So here it goes, this might be kinda long but please bear with me. I am 24 years old. I met my husband when I was 17 and got pregnant at 18. I was never head over heels in love with him, but over the years I have grown to love him as a person and respect him as a man. We got married (at my request) when I was 8 months pregnant. Since then we have had another child, two boys, now 5 1/2 and 2 1/2. We have had a content marriage this far and there has been no major issues.
For the past year I have been rather unhappy with our marriage. I have read all the books (mainly Dr Laura's) And when I pretend to be the perfect happy wife my husband is completely oblivious to my unhappiness and life goes on as usual. But I am soooooo tired of pretending that I am in love and happy.
We talked last night for the first time about all of this. And his response was that he does love me, but doesn't want me to waste any more of his time (he said that he is only 25 and is young enough to start over). But I feel so guilty and really don't want to hurt him, what is worse though? He is an amazing father and I know that no matter what happens that will remain the same.

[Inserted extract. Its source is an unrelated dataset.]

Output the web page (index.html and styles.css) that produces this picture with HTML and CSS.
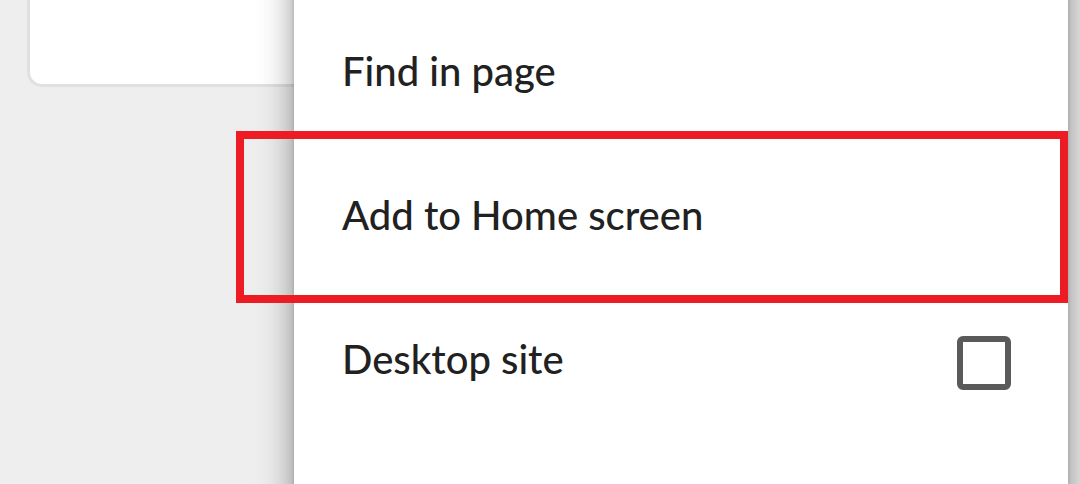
FILE: index.html
```html
<!DOCTYPE html>
<html lang="en">
<head>
<meta charset="utf-8">
<meta name="viewport" content="width=device-width, initial-scale=1">
<title>Browser menu</title>
<link rel="stylesheet" href="styles.css">
</head>
<body>
<main class="page">
  <div class="card"></div>
  <div class="menu">
    <button class="item" type="button">Find in page</button>
    <button class="item highlighted" type="button">Add to Home screen</button>
    <label class="item" for="desktop-site">
      <span>Desktop site</span>
      <input class="checkbox" type="checkbox" id="desktop-site">
    </label>
  </div>
</main>
</body>
</html>
```

FILE: styles.css
```css
* {
  box-sizing: border-box;
}

body {
  margin: 0;
  background: #eeeeee;
  color: #212121;
  font-family: Lato, "Open Sans", sans-serif;
}

.page {
  display: grid;
  grid-template-columns: 27px 267px 1fr 12px;
  min-height: 100vh;
  overflow: hidden;
}

.card {
  grid-area: 1 / 2 / 2 / 4;
  height: 87px;
  border: solid #e0e0e0;
  border-width: 0 0 3px 3px;
  border-radius: 0 0 0 15px;
  background: #ffffff;
}

.menu {
  grid-area: 1 / 3 / 2 / 4;
  position: relative;
  z-index: 0;
  display: flex;
  flex-direction: column;
  background: #ffffff;
}

/* Shadow continues past the top and bottom of the scrolled menu. */
.menu::before {
  content: "";
  position: absolute;
  inset: -80px 0;
  z-index: -1;
  box-shadow: 0 0 32px rgba(0, 0, 0, 0.42), 0 0 4px rgba(0, 0, 0, 0.16);
}

.item {
  position: relative;
  display: flex;
  align-items: center;
  justify-content: space-between;
  min-height: 144px;
  padding: 0 57px 2px 48px;
  border: 0;
  background: #ffffff;
  color: inherit;
  font-family: inherit;
  font-size: 40px;
  font-weight: 500;
  line-height: 48px;
  text-align: left;
}

.highlighted {
  z-index: 1;
}

.highlighted::after {
  content: "";
  position: absolute;
  inset: -13px 0 -15px -58px;
  border: 8px solid #ed1c24;
}

.checkbox {
  appearance: none;
  width: 54px;
  height: 54px;
  margin: 8px 0 0;
  border: 6px solid #5a5a5a;
  border-radius: 6px;
  background: #ffffff;
}

.checkbox:checked {
  background: #5a5a5a;
}
```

Here are some of my fears... Both of our parents are divorced. Are we just going to be another statistic? My mom has been married 4 or 5 times by now and that terrifies me. How are the kids going to suffer (I remember the pain of being passed back and forth as a kid and watching my parents get remarried and start new families). And most of all I really don't want to hurt my husband. (I remember how depressed my dad was when my parents got a divorce.)
So any advice would be great wether pro or anti divorce. Just looking for some one elses look on all this.